#### Dataset content
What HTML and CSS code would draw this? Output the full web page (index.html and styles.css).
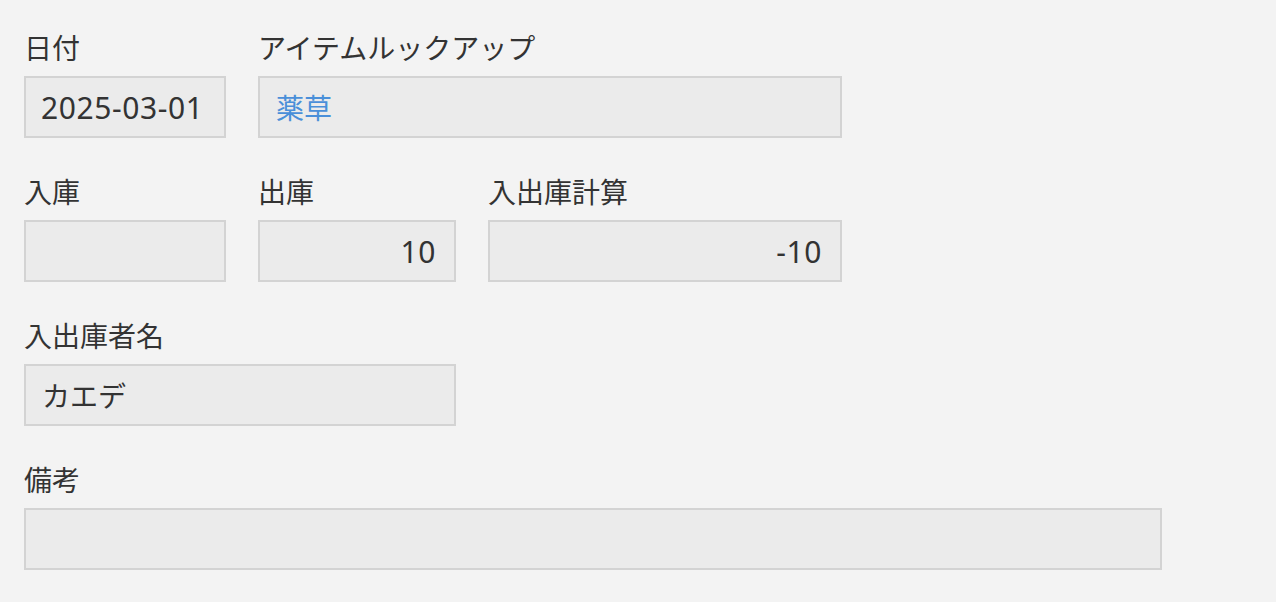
FILE: index.html
```html
<!DOCTYPE html>
<html lang="ja">
<head>
<meta charset="utf-8">
<link rel="stylesheet" href="styles.css">
</head>
<body>
<div class="form">
  <div class="row">
    <div class="field">
      <div class="label">日付</div>
      <div class="box w202 latin">2025-03-01</div>
    </div>
    <div class="field">
      <div class="label">アイテムルックアップ</div>
      <div class="box w584 link">薬草</div>
    </div>
  </div>
  <div class="row">
    <div class="field">
      <div class="label">入庫</div>
      <div class="box w202 num latin"></div>
    </div>
    <div class="field">
      <div class="label">出庫</div>
      <div class="box w198 num latin">10</div>
    </div>
    <div class="field">
      <div class="label">入出庫計算</div>
      <div class="box w354 num latin">-10</div>
    </div>
  </div>
  <div class="row">
    <div class="field">
      <div class="label">入出庫者名</div>
      <div class="box w432">カエデ</div>
    </div>
  </div>
  <div class="row">
    <div class="field">
      <div class="label">備考</div>
      <div class="box w1138"></div>
    </div>
  </div>
</div>
</body>
</html>
```

FILE: styles.css
```css
html, body {
  margin: 0;
  background: #f3f3f3;
}
body {
  font-family: "Noto Sans CJK JP", "Noto Sans", sans-serif;
  color: #333333;
}
.form {
  padding: 27px 24px 0 24px;
  display: flex;
  flex-direction: column;
  gap: 33px;
}
.row {
  display: flex;
  gap: 32px;
}
.field {
  display: flex;
  flex-direction: column;
}
.label {
  font-size: 28px;
  line-height: 40px;
  height: 40px;
  margin-bottom: 9px;
  white-space: nowrap;
}
.box {
  box-sizing: border-box;
  height: 62px;
  border: 2px solid #d3d3d3;
  background: #ebebeb;
  padding: 0 17px 0 16px;
  display: flex;
  align-items: center;
  font-size: 28px;
  white-space: nowrap;
}
.latin {
  font-family: "Noto Sans", "Noto Sans CJK JP", sans-serif;
  font-size: 30px;
  letter-spacing: 0.6px;
  padding-left: 15px;
  padding-right: 18px;
}
.num { justify-content: flex-end; }
.link { color: #4a8fd9; }
.w202 { width: 202px; }
.w198 { width: 198px; }
.w354 { width: 354px; }
.w432 { width: 432px; }
.w584 { width: 584px; }
.w1138 { width: 1138px; }
```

#### Work to be completed
All of the lines above should be retyped precisely, apart from the pictures.

#### Output of the task
What HTML and CSS code would draw this? Output the full web page (index.html and styles.css).
FILE: index.html
```html
<!DOCTYPE html>
<html lang="ja">
<head>
<meta charset="utf-8">
<link rel="stylesheet" href="styles.css">
</head>
<body>
<div class="form">
  <div class="row">
    <div class="field">
      <div class="label">日付</div>
      <div class="box w202 latin">2025-03-01</div>
    </div>
    <div class="field">
      <div class="label">アイテムルックアップ</div>
      <div class="box w584 link">薬草</div>
    </div>
  </div>
  <div class="row">
    <div class="field">
      <div class="label">入庫</div>
      <div class="box w202 num latin"></div>
    </div>
    <div class="field">
      <div class="label">出庫</div>
      <div class="box w198 num latin">10</div>
    </div>
    <div class="field">
      <div class="label">入出庫計算</div>
      <div class="box w354 num latin">-10</div>
    </div>
  </div>
  <div class="row">
    <div class="field">
      <div class="label">入出庫者名</div>
      <div class="box w432">カエデ</div>
    </div>
  </div>
  <div class="row">
    <div class="field">
      <div class="label">備考</div>
      <div class="box w1138"></div>
    </div>
  </div>
</div>
</body>
</html>
```

FILE: styles.css
```css
html, body {
  margin: 0;
  background: #f3f3f3;
}
body {
  font-family: "Noto Sans CJK JP", "Noto Sans", sans-serif;
  color: #333333;
}
.form {
  padding: 27px 24px 0 24px;
  display: flex;
  flex-direction: column;
  gap: 33px;
}
.row {
  display: flex;
  gap: 32px;
}
.field {
  display: flex;
  flex-direction: column;
}
.label {
  font-size: 28px;
  line-height: 40px;
  height: 40px;
  margin-bottom: 9px;
  white-space: nowrap;
}
.box {
  box-sizing: border-box;
  height: 62px;
  border: 2px solid #d3d3d3;
  background: #ebebeb;
  padding: 0 17px 0 16px;
  display: flex;
  align-items: center;
  font-size: 28px;
  white-space: nowrap;
}
.latin {
  font-family: "Noto Sans", "Noto Sans CJK JP", sans-serif;
  font-size: 30px;
  letter-spacing: 0.6px;
  padding-left: 15px;
  padding-right: 18px;
}
.num { justify-content: flex-end; }
.link { color: #4a8fd9; }
.w202 { width: 202px; }
.w198 { width: 198px; }
.w354 { width: 354px; }
.w432 { width: 432px; }
.w584 { width: 584px; }
.w1138 { width: 1138px; }
```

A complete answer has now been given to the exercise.